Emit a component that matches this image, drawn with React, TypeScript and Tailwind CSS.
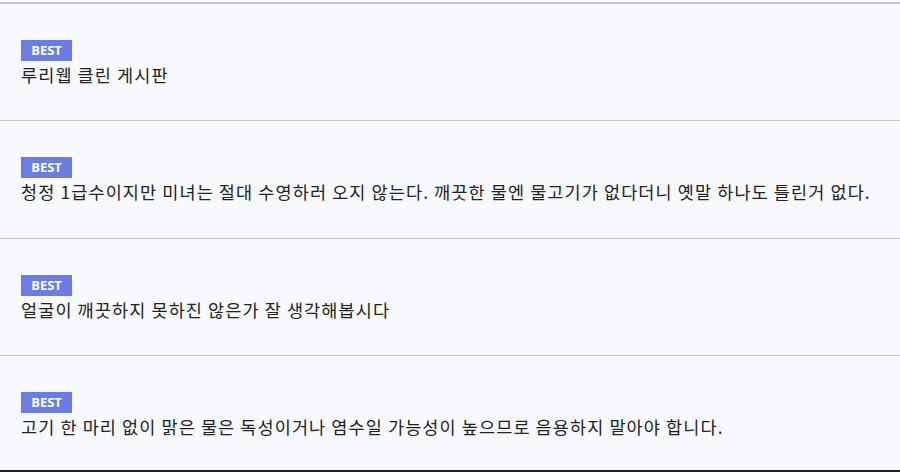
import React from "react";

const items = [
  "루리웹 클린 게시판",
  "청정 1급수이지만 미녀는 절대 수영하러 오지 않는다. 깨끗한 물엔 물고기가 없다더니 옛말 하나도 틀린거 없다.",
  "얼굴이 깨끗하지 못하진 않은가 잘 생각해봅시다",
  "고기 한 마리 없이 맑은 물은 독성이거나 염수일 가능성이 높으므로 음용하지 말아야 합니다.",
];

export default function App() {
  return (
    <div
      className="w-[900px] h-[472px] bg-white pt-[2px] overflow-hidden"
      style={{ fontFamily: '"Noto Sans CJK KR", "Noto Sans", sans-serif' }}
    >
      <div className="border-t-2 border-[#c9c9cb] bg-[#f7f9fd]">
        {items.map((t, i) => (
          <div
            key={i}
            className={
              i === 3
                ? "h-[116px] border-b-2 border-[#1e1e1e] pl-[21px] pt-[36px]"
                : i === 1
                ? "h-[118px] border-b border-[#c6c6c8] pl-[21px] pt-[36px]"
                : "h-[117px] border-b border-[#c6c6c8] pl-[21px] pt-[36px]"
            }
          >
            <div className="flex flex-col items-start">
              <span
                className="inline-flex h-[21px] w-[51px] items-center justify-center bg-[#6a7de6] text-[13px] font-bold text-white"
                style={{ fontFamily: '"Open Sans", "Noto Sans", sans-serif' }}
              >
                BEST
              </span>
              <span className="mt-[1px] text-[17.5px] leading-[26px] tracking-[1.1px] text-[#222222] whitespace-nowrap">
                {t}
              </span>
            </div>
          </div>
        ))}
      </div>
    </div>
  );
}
....
Instructions for the task: How many of the lines above include the string "React"? Answer with the number only.

Solution to this problem: 2